This sounds like madness, Norman - sheer madness.

"Multiply the size of your French Press in ounces by 0.057. This is the weight of the coffee you should be using, in ounces."

Tina is wrinkling, Evan is distressed, Twill has revealed he is OCD, Germ'ob is slashing and burning his way thru each pot.... most of us go by feel. But, whatever. I said I'd measure:

32oz. (press capacity)
x 0.057 (Norman's magic number)
1.824 (coffee ounces I "should" use per pot)

In fact, I always use a visual cue to fill my press where I already know the coffee tastes right; I may adjust a bit more or less with a new roast or bean, but nothing too precise. I just add grounds to the mark on the pot and fill with water. Ba da bing - ba da boom.
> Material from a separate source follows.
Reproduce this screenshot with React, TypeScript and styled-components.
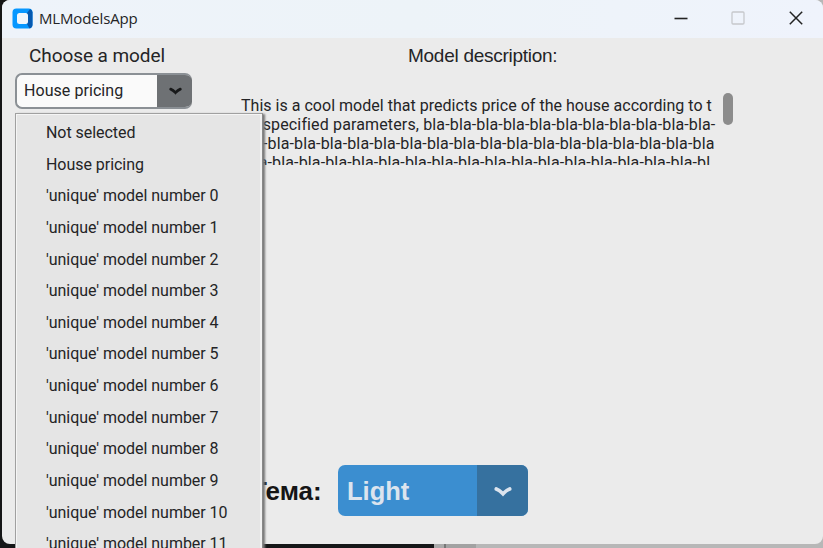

The confirmed volume measurement of medium ground coffee works out to eight level (or six gently rounded) tablespoons. This is exactly 1T per four ounces of brew water - the generally recommended starting point.

I dumped those spoonsful in the scale basket and they DID NOT WEIGH OUT AT 1/2 OUNCE PER TABLESPOON! Nope - they weighed out to something a lot less on a not-too-precise spring scale. Roughly speaking, the eight level tablespoons weigh 1.8 ounces. Sheer madness? Nope. Not at all. Norman's magic number is spot-on with my taste for coffee.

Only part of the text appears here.